Reading stock changes requires awareness of these financing dynamics, which can mask underlying industrial demand signals.

Cross-metal indicator role

LME warehouse stocks for one metal can inform views on others:

  • Rising aluminum stocks alongside rising copper stocks → general industrial slowdown.
  • Falling copper stocks while aluminum stocks build → copper-specific demand strength.
  • Cross-metal spread trades can position for these relative dynamics.

Risks in stock-based analysis

1. Reporting timing

LME data is published with one-day lag. Real-time stock dynamics may differ.

2. Bonded warehouse blind spot

LME data doesn't capture Chinese bonded inventory. Significant flows can happen outside LME visibility.

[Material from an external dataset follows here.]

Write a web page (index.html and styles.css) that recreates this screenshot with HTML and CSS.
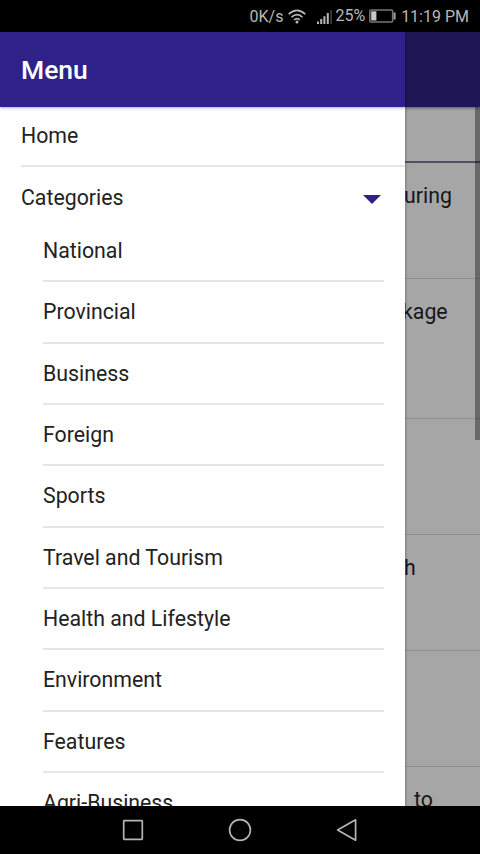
FILE: index.html
```html
<!DOCTYPE html>
<html lang="en">
<head>
<meta charset="utf-8">
<title>Menu</title>
<link rel="stylesheet" href="styles.css">
</head>
<body>
<div class="phone">
  <div class="status">
    <span class="rate">0K/s</span>
    <svg class="wifi" width="18" height="15" viewBox="0 0 18 15" fill="none" stroke="#b8b8b8" stroke-width="1.7">
      <path d="M.7 5.2Q9-2.6 17.3 5.2M3.5 8.2Q9 3 14.5 8.2M6.1 11Q9 8.3 11.9 11"/>
      <circle cx="9" cy="13" r="1.5" fill="#b8b8b8" stroke="none"/>
    </svg>
    <svg class="signal" width="15" height="14" viewBox="0 0 15 14" fill="#b8b8b8">
      <path d="M0 11.5h2V14H0zM3.2 9h2v5h-2zM6.4 6.2h2V14h-2zM9.8 3h2v11h-2z"/>
      <path d="M13.4 0h1.4v14h-1.4z" fill="#484848"/>
    </svg>
    <span class="percent">25%</span>
    <svg class="battery" width="27" height="14" viewBox="0 0 27 14">
      <rect x=".8" y=".9" width="22.8" height="12" rx="1" fill="none" stroke="#777" stroke-width="1.5"/>
      <path d="M2.2 2.3h5.2v9.2H2.2z" fill="#c8c8c8"/>
      <path d="M24.4 3.5h2.2v7h-2.2z" fill="#999"/>
    </svg>
    <span class="clock">11:19 PM</span>
  </div>
  <div class="screen">
    <div class="page">
      <div class="appbar"></div>
      <div class="tabs"></div>
      <div class="story s1">uring</div>
      <div class="story s2">kage</div>
      <div class="story s3"></div>
      <div class="story s4">h</div>
      <div class="story s5"></div>
      <div class="story s6">to</div>
      <div class="scrollbar"></div>
    </div>
    <div class="drawer">
      <div class="title">Menu</div>
      <div class="home">Home</div>
      <div class="categories"><span>Categories</span>
        <svg width="18" height="9" viewBox="0 0 18 9"><path d="M0 0h18L9 9z" fill="#2e2288"/></svg>
      </div>
      <div class="list">
        <div class="item">National</div>
        <div class="item">Provincial</div>
        <div class="item">Business</div>
        <div class="item">Foreign</div>
        <div class="item">Sports</div>
        <div class="item">Travel and Tourism</div>
        <div class="item">Health and Lifestyle</div>
        <div class="item">Environment</div>
        <div class="item">Features</div>
        <div class="item">Agri-Business</div>
      </div>
    </div>
  </div>
  <div class="nav">
    <svg width="22" height="22" viewBox="0 0 22 22"><rect x="1.7" y="1.7" width="18.6" height="18.6" rx=".6"/></svg>
    <svg width="24" height="24" viewBox="0 0 24 24"><circle cx="12" cy="12" r="10.4"/></svg>
    <svg width="22" height="24" viewBox="0 0 22 24"><path d="M19.6 1.8v20.4L1.6 12z"/></svg>
  </div>
</div>
</body>
</html>
```
FILE: styles.css
```css
* { box-sizing: border-box; }
body { margin: 0; font-family: Roboto, sans-serif; color: #222; }
.phone { width: 480px; height: 854px; display: flex; flex-direction: column; overflow: hidden; background: #000; }
.status { height: 32px; display: flex; align-items: center; justify-content: flex-end; padding-right: 11px; color: #b8b8b8; font-size: 16px; line-height: 32px; flex: none; }
.rate, .clock { padding-top: 1px; }
.wifi { margin: 0 11px 0 5px; }
.signal { margin: 2px 3px 0 0; }
.battery { margin: 0 5px 0 4px; }
.screen { position: relative; height: 774px; flex: none; overflow: hidden; }
.page { height: 100%; background: #a6a6a6; overflow: hidden; color: #161616; }
.appbar { height: 75px; background: #1f1656; box-shadow: 0 1px 3px #555; position: relative; }
.tabs { height: 56px; border-bottom: 2px solid #50506e; }
.story { border-bottom: 1px solid #909090; font-size: 21.3px; line-height: 26px; padding: 20px 0 0 404px; }
.s1 { height: 116px; }
.s2 { height: 140px; padding-left: 402px; }
.s3, .s4, .s5 { height: 116px; }
.s6 { height: 116px; padding-left: 414px; }
.scrollbar { position: absolute; top: 75px; right: 0; width: 5px; height: 333px; background: rgba(0,0,0,.37); }
.drawer { position: absolute; top: 0; left: 0; width: 405px; height: 774px; background: #fff; box-shadow: 0 0 3px rgba(0,0,0,.45); overflow: hidden; font-size: 21.3px; }
.title { height: 75px; padding-left: 21px; line-height: 76px; background: #2e2288; color: #fff; font-size: 26.5px; font-weight: 500; box-shadow: 0 1px 3px rgba(46,34,136,.4); }
.home { height: 60px; margin-left: 21px; line-height: 58px; border-bottom: 2px solid #e6e6e6; }
.categories { height: 54px; padding: 0 24px 0 21px; display: flex; align-items: center; justify-content: space-between; }
.categories span { line-height: 30px; margin-top: 8px; }
.categories svg { margin-top: 11px; }
.list { padding: 0 21px 0 43px; }
.item { height: 61.35px; line-height: 60px; border-bottom: 2px solid #e6e6e6; }
.nav { height: 48px; flex: none; display: flex; align-items: center; justify-content: center; gap: 84px; fill: none; stroke: #b4b4b4; stroke-width: 1.7; stroke-linejoin: round; }
```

3. Financing-vs-demand interpretation

Distinguishing financing-driven stock builds from demand-driven changes requires additional context (interest rates, RMB, financing markets).

4. Single-day noise

Single-day stock changes can be noisy. Look for sustained 1-2 week patterns.

5. Tail-event impact

Specific events (mine strikes, refinery accidents, port disruptions) can rapidly shift stock dynamics outside historical patterns.

Where to access the data

  • LME official daily report, published on lme.com daily.
  • Reuters, Bloomberg terminals, institutional access with historical charts.
  • Specialized commodities data providers, CRU, Wood Mackenzie offer enhanced analysis.
  • Free aggregators, some financial websites publish summary LME stock data.

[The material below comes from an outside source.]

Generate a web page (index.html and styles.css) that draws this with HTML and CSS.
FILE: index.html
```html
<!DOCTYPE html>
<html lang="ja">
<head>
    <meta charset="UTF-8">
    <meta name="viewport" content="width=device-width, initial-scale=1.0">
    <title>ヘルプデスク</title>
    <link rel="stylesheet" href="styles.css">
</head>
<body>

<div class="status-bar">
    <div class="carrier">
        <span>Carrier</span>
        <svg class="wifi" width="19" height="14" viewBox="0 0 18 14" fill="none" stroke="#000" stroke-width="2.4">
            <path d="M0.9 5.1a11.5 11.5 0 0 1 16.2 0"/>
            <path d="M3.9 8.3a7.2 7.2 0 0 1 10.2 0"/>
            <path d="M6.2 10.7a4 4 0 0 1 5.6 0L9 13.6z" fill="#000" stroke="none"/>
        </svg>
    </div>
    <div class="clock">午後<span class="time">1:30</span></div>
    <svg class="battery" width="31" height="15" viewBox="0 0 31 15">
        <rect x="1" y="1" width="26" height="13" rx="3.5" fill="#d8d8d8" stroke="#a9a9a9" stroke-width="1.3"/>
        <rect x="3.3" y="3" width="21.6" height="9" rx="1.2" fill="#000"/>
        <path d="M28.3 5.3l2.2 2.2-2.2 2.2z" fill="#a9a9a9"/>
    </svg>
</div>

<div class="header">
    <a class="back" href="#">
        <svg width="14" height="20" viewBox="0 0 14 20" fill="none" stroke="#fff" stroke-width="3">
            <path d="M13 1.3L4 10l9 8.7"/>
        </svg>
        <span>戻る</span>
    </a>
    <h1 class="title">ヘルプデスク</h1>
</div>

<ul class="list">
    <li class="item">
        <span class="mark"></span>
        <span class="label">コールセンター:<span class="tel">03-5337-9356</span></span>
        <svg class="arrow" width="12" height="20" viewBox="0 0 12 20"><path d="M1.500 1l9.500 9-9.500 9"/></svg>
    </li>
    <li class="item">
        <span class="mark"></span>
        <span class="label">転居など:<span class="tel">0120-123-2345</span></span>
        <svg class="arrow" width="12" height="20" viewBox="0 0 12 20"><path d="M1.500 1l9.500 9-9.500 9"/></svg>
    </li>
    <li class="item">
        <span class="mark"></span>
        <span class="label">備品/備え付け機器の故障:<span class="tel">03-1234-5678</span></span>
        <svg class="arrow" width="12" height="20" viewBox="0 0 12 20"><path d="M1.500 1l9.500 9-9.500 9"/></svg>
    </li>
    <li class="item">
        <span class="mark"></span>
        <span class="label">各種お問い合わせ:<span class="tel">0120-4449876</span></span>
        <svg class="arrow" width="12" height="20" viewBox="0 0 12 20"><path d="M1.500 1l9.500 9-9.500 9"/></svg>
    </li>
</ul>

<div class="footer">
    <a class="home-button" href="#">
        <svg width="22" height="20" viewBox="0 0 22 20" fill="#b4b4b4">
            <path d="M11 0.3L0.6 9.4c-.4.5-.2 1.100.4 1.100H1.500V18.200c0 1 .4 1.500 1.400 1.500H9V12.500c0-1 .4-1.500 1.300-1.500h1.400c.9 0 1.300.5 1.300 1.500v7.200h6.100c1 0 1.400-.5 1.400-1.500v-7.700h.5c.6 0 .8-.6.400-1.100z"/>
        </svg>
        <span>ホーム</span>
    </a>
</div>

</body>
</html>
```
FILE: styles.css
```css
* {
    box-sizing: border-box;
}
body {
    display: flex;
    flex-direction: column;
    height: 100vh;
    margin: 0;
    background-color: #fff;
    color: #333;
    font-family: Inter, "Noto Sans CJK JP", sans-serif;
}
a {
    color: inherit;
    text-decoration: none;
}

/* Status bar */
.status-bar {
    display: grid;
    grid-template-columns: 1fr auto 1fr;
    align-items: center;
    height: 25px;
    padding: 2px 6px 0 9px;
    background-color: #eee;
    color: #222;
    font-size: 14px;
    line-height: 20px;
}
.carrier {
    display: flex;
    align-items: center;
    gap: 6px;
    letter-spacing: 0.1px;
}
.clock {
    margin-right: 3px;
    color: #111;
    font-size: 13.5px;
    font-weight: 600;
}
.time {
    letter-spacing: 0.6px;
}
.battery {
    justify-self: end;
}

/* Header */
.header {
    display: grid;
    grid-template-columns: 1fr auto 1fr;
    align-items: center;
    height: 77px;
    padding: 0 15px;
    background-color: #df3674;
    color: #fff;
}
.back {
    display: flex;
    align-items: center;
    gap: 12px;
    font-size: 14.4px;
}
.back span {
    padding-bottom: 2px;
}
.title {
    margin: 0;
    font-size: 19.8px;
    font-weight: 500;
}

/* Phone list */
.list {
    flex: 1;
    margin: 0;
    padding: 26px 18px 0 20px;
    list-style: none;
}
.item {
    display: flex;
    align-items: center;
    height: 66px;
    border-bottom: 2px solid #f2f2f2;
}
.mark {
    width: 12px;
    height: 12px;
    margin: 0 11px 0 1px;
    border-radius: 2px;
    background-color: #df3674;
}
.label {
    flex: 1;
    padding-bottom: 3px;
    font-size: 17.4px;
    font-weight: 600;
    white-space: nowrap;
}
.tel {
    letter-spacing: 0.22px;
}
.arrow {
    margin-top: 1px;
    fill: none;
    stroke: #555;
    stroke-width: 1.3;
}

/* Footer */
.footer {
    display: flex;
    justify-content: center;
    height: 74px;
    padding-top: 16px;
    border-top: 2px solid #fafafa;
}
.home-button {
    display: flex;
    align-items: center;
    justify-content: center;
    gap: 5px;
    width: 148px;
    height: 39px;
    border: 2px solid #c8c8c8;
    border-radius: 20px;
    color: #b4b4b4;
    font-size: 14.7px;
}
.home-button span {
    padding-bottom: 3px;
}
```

Practical use for retail futures traders

Even retail traders without physical positions benefit from tracking warehouse stocks:

  • Confirm directional theses, rising stocks confirm bearish views; falling stocks confirm bullish views.
  • Time entries, extreme cancelled warrant ratios can signal turning points.
  • Read regime shifts, sustained pattern changes signal underlying supply-demand transitions.
  • Spread trade context, stock dynamics in copper inform spread trades vs other base metals.

Reading the data takes practice. Start with weekly summaries; build to daily monitoring as comfort grows.